• **Given instruction**: Copy out the data exactly, leaving the pictures behind.

(Records with interface code)

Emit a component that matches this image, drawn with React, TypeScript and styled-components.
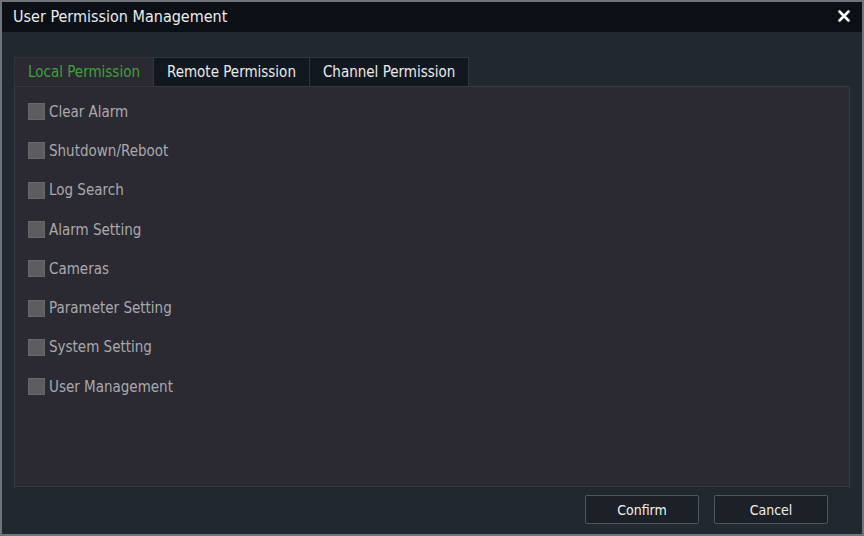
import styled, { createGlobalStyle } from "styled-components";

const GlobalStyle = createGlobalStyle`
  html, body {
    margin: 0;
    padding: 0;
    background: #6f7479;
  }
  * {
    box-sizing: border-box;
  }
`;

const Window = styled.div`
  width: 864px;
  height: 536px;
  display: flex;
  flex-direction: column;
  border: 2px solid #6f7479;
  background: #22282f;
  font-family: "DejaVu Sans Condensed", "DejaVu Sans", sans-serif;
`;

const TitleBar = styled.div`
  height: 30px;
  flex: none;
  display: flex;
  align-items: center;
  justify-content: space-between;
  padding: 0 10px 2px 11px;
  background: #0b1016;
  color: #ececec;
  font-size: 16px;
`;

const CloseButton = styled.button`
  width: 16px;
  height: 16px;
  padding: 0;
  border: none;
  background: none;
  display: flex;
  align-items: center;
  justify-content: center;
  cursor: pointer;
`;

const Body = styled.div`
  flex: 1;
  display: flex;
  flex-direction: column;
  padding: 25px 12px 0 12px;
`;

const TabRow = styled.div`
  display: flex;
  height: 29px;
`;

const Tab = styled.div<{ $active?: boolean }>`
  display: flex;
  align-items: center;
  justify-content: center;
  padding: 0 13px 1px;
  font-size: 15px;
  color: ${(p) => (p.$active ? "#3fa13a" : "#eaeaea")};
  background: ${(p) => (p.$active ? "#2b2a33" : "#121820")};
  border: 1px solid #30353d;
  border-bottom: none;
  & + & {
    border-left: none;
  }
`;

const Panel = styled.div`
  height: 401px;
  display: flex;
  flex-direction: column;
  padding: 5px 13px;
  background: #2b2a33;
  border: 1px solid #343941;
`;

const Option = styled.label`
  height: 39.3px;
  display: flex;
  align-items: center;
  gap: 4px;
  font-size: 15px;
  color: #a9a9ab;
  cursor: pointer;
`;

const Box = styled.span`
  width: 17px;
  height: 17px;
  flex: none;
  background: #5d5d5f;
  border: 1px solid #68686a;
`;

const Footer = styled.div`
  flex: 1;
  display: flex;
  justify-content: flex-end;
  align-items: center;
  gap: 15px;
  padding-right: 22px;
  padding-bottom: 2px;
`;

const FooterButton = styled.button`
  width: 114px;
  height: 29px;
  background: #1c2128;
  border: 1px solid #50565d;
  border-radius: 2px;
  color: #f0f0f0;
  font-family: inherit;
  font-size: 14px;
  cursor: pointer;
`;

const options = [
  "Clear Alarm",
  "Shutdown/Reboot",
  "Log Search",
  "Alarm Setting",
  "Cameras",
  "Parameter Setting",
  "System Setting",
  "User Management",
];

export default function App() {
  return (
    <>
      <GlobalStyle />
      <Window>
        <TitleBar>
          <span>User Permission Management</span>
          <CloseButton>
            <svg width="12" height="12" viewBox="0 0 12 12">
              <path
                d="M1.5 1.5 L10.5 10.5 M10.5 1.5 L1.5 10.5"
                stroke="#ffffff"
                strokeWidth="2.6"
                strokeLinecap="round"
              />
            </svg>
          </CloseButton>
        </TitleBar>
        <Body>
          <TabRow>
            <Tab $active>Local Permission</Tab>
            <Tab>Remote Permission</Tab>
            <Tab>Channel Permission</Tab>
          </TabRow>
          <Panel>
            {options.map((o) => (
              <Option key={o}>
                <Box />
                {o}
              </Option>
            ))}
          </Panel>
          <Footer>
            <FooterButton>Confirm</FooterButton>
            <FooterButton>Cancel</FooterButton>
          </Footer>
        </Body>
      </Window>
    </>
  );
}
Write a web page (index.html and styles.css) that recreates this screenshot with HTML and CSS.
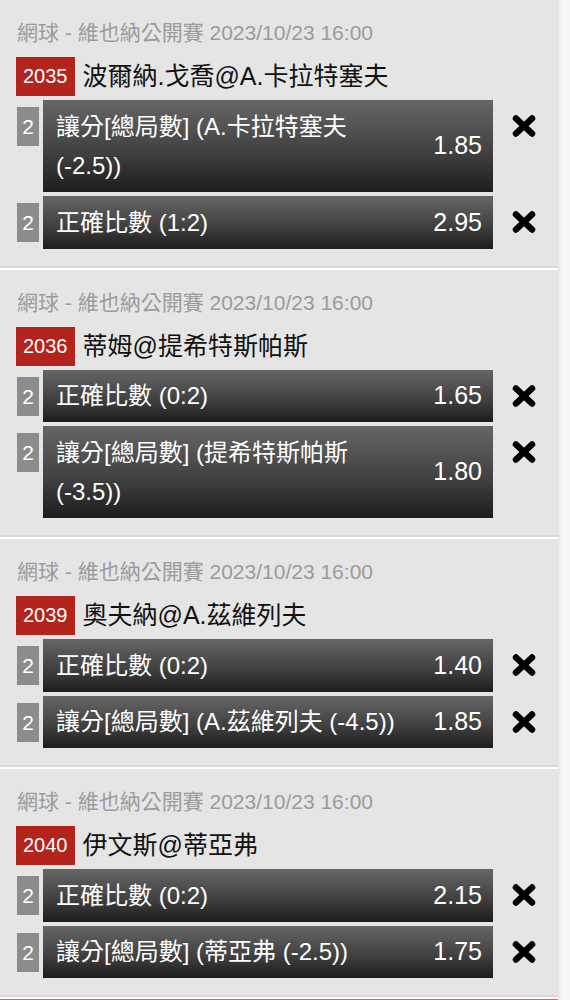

• **Solution**:
Emit a component that matches this image, drawn with React, TypeScript and styled-components.
import styled, { createGlobalStyle } from "styled-components";

const GlobalStyle = createGlobalStyle`
  html, body {
    margin: 0;
    padding: 0;
    background: #6f7479;
  }
  * {
    box-sizing: border-box;
  }
`;

const Window = styled.div`
  width: 864px;
  height: 536px;
  display: flex;
  flex-direction: column;
  border: 2px solid #6f7479;
  background: #22282f;
  font-family: "DejaVu Sans Condensed", "DejaVu Sans", sans-serif;
`;

const TitleBar = styled.div`
  height: 30px;
  flex: none;
  display: flex;
  align-items: center;
  justify-content: space-between;
  padding: 0 10px 2px 11px;
  background: #0b1016;
  color: #ececec;
  font-size: 16px;
`;

const CloseButton = styled.button`
  width: 16px;
  height: 16px;
  padding: 0;
  border: none;
  background: none;
  display: flex;
  align-items: center;
  justify-content: center;
  cursor: pointer;
`;

const Body = styled.div`
  flex: 1;
  display: flex;
  flex-direction: column;
  padding: 25px 12px 0 12px;
`;

const TabRow = styled.div`
  display: flex;
  height: 29px;
`;

const Tab = styled.div<{ $active?: boolean }>`
  display: flex;
  align-items: center;
  justify-content: center;
  padding: 0 13px 1px;
  font-size: 15px;
  color: ${(p) => (p.$active ? "#3fa13a" : "#eaeaea")};
  background: ${(p) => (p.$active ? "#2b2a33" : "#121820")};
  border: 1px solid #30353d;
  border-bottom: none;
  & + & {
    border-left: none;
  }
`;

const Panel = styled.div`
  height: 401px;
  display: flex;
  flex-direction: column;
  padding: 5px 13px;
  background: #2b2a33;
  border: 1px solid #343941;
`;

const Option = styled.label`
  height: 39.3px;
  display: flex;
  align-items: center;
  gap: 4px;
  font-size: 15px;
  color: #a9a9ab;
  cursor: pointer;
`;

const Box = styled.span`
  width: 17px;
  height: 17px;
  flex: none;
  background: #5d5d5f;
  border: 1px solid #68686a;
`;

const Footer = styled.div`
  flex: 1;
  display: flex;
  justify-content: flex-end;
  align-items: center;
  gap: 15px;
  padding-right: 22px;
  padding-bottom: 2px;
`;

const FooterButton = styled.button`
  width: 114px;
  height: 29px;
  background: #1c2128;
  border: 1px solid #50565d;
  border-radius: 2px;
  color: #f0f0f0;
  font-family: inherit;
  font-size: 14px;
  cursor: pointer;
`;

const options = [
  "Clear Alarm",
  "Shutdown/Reboot",
  "Log Search",
  "Alarm Setting",
  "Cameras",
  "Parameter Setting",
  "System Setting",
  "User Management",
];

export default function App() {
  return (
    <>
      <GlobalStyle />
      <Window>
        <TitleBar>
          <span>User Permission Management</span>
          <CloseButton>
            <svg width="12" height="12" viewBox="0 0 12 12">
              <path
                d="M1.5 1.5 L10.5 10.5 M10.5 1.5 L1.5 10.5"
                stroke="#ffffff"
                strokeWidth="2.6"
                strokeLinecap="round"
              />
            </svg>
          </CloseButton>
        </TitleBar>
        <Body>
          <TabRow>
            <Tab $active>Local Permission</Tab>
            <Tab>Remote Permission</Tab>
            <Tab>Channel Permission</Tab>
          </TabRow>
          <Panel>
            {options.map((o) => (
              <Option key={o}>
                <Box />
                {o}
              </Option>
            ))}
          </Panel>
          <Footer>
            <FooterButton>Confirm</FooterButton>
            <FooterButton>Cancel</FooterButton>
          </Footer>
        </Body>
      </Window>
    </>
  );
}
Write a web page (index.html and styles.css) that recreates this screenshot with HTML and CSS.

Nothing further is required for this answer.